Consider the vulnerability of AI-driven supply chain management or market sentiment analysis. If an adversary uses AI to poison the data feeds informing these systems, they can trigger artificial panic, destabilize stock prices, or induce bad decision-making at the C-suite level. This is the "Cognitive Supply Chain" attack: disrupting the inputs that leadership uses to form their mental models of the world. Security professionals must recognize that information integrity is now as vital as cybersecurity. A firewall protects your network, but what protects your executive team from a strategically engineered perception of a market crash?
Strategic Defensive Posture: Building Cognitive Resilience
Defending against AI-powered cognitive warfare requires a move away from legacy security mindsets.
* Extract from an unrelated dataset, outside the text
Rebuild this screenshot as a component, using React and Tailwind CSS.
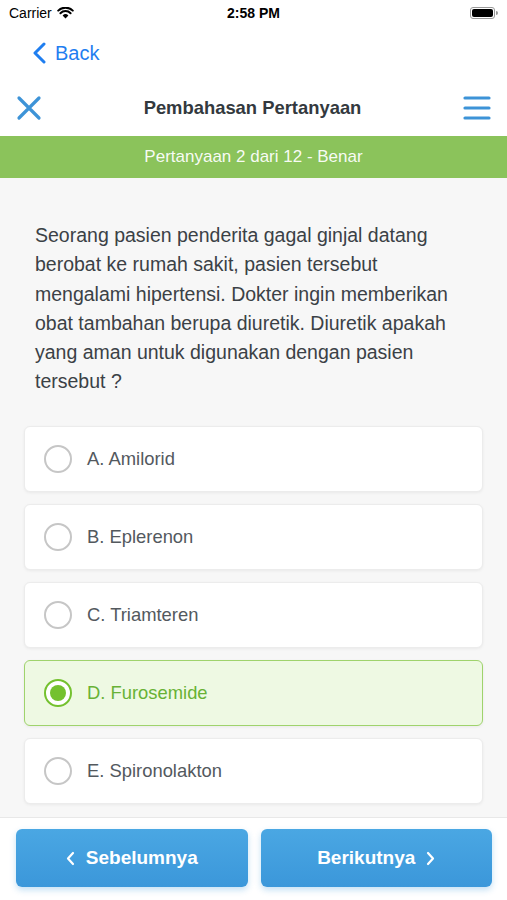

Reactive measures, such as fact-checking or debunking, are insufficient against an automated, high-velocity adversary. Instead, organizations must cultivate "Cognitive Resilience" through a multi-layered approach:
Algorithmic Literacy and Human-in-the-loop Systems
Organizations must treat cognitive warfare as a systemic risk. This begins with rigorous algorithmic literacy training for senior management. Leaders must understand how AI shapes their digital environment and how to identify the signs of manufactured sentiment. Furthermore, critical decision-making processes—particularly those involving market positioning or organizational strategy—must maintain a robust "human-in-the-loop" protocol that subjects AI-generated insights to adversarial scrutiny, specifically testing for bias and manipulation.
Information Provenance and Digital Watermarking
To combat synthetic media and deepfakes, the future of security lies in cryptographically verifiable content provenance. Organizations must move toward an infrastructure where the origin, modification history, and authenticity of digital assets can be audited. Utilizing blockchain and digital signature technologies for internal and public communications will become a prerequisite for maintaining trust in an era where seeing is no longer believing.
Proactive Cognitive Mapping
Security teams should begin "Cognitive Threat Modeling." Just as IT departments map their attack surfaces, security operations centers (SOCs) should map the psychological attack surface of the organization. What are the core narratives that sustain the company’s market position? Where are the fault lines in the workforce? By identifying these areas, companies can proactively build "immune responses"—clear, authentic narratives that are resistant to the fragmentation tactics favored by cognitive adversaries.
The Future of Institutional Security
The intersection of AI and cognitive warfare creates a landscape of perpetual psychological insecurity. We have entered an era where the most valuable asset—human attention and decision-making capacity—is the primary target of automated conflict. For the enterprise, the challenge is not just to secure the network, but to secure the truth.
Success in this new frontier will not belong to those with the most advanced firewalls, but to those with the most robust cognitive architecture. Organizations must integrate psychological defense into their core risk management frameworks, fostering a culture of healthy skepticism, rigorous data verification, and emotional intelligence. In the age of synthetic reality, the only true defense is an organization’s ability to remain anchored in verifiable truth, regardless of the complexity or volume of the digital noise surrounding it. The frontier of security has moved; it is time for the strategy to follow.